Mais parallèlement, une enquête menée par Tudigo et MIF Expo, l’organisateur du Salon du « made in France », dont la 7e édition s’est déroulée du 10 au 12 novembre 2018 à Paris, montre que 48% des entreprises engagées dans ce domaine considèrent le déficit de notoriété et la distribution comme des obstacles à leur développement. Elles demandent donc aux acteurs de la grande distribution, relais essentiel auprès du grand public, d’aller plus loin dans la promotion du « made in France » et de cesser d’être de simples « suiveurs » pour devenir des « moteurs. »

La grande distribution a en particulier un rôle majeur à jouer dans le combat du gouvernement pour que les grandes entreprises qui font du profit en France y payent l’impôt… Et en particulier les fameux GAFAM (Google, Apple, Facebook, Amazon, Microsoft), qui profitent des disparités du système fiscal européen pour faire de l’optimisation fiscale en transférant de manière artificielle l’essentiel de leur activité et de leurs bénéfices dans des pays où la fiscalité est plus accueillante, comme l’Irlande ou le Luxembourg. Un choix qui leur permet de ne payer que 9 % d’impôts sur leurs bénéfices, quand les autres sociétés, y compris les PME locales, sont taxées en moyenne à 23 %.

Les distributeurs choisissent les produits qu’ils référencent, ils peuvent donc aller dans le sens des intérêts français en privilégiant les entreprises qui jouent le jeu citoyen de la fiscalité locale. Mais force est de constater que pour l’instant, les acteurs de la grande distribution semblent encore peu sensibilisés à cette question, pourtant cruciale pour la loyauté de la concurrence et le développement des entreprises françaises vertueuses dans ce domaine.

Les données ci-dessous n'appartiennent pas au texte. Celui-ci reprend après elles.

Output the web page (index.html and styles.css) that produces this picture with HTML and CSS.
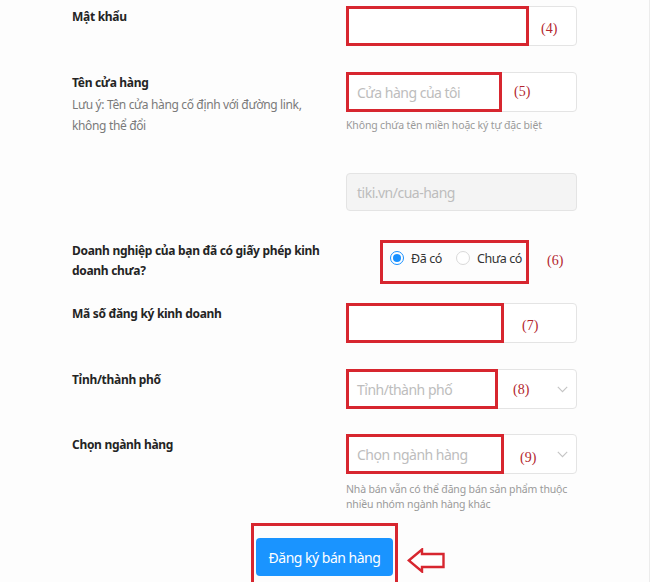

D’un côté, la grande distribution clame haut et fort son patriotisme économique et affiche son partenariat avec des entreprises françaises et ses créations d’emplois en France, et de l’autre elle référence sans états d’âme les produits de sociétés qui pratiquent l’évasion fiscale au détriment des intérêts de notre pays.

La grande distribution ne doit pas être le complice ou l’idiot utile des GAFAM. Les distributeurs qui revendiquent un engagement citoyen devraient exiger des engagements éthiques de la part des marques qu’ils distribuent. C’est d’ailleurs dans leur intérêt, puisque distribuer des marques qui pratiquent ouvertement le dumping fiscal ne peut être sans conséquences, à terme, sur leur propre réputation.

Toutes ces grandes entreprises qui échappent à l’impôt…

De nombreuses multinationales américaines ont ainsi installé leur siège européen en Irlande, comme Google, Facebook, mais aussi Yahoo, Twitter, AirBnB, eBay, Paypal, LinkedIn ou Indeed. Huit multinationales informatiques sur dix –comme Apple, Microsoft, IBM, Siemens, Dell ou HP – sont implantées en Irlande. Amazon a choisi de son côté le Luxembourg, tandis que Netflix et Uber ont opté pour les Pays-Bas. C’est le cas également de Starbucks, leader du café à emporter, qui a été épinglé par Bruxelles pour avoir perçu des avantages fiscaux illégaux concédés par les Pays-Bas et le Luxembourg. Mais tous utilisent les mêmes procédés d’optimisation fiscale. C’est le cas aussi de certaines entreprises françaises comme Smartbox, leader européen des coffrets cadeaux, qui réalise un chiffre d’affaires de 480 millions d’euros dans dix pays européens (dont 30 % en France) et emploie 800 personnes (dont seulement 90 en France). Pour minimiser ses impôts, la marque a domicilié sa maison-mère en Irlande depuis 2009, y délocalisant également une bonne partie de ses emplois. Le récent scandale financier des « LuxLeaks » a également révélé les pratiques peu responsables de certaines entreprises françaises emblématiques comme Saupiquet ou Carolin, que la grande distribution n'hésite pourtant pas à mettre en avant ainsi que leur marque "française."

Comme l’a affirmé le président de la République lui-même, il n’est pas admissible que les sociétés qui font du profit en France n’y paient pas l’impôt. Et la grande distribution a incontestablement un rôle à jouer dans le combat mené dans ce domaine par le gouvernement. Elle doit désormais intégrer cette question éthique dans sa stratégie RSE et dans sa politique de référencement et le choix des produits qu'elle décide de mettre en avant n'est pas anodin, il correspond à un réel engagement (ou non) pour la justice fiscale.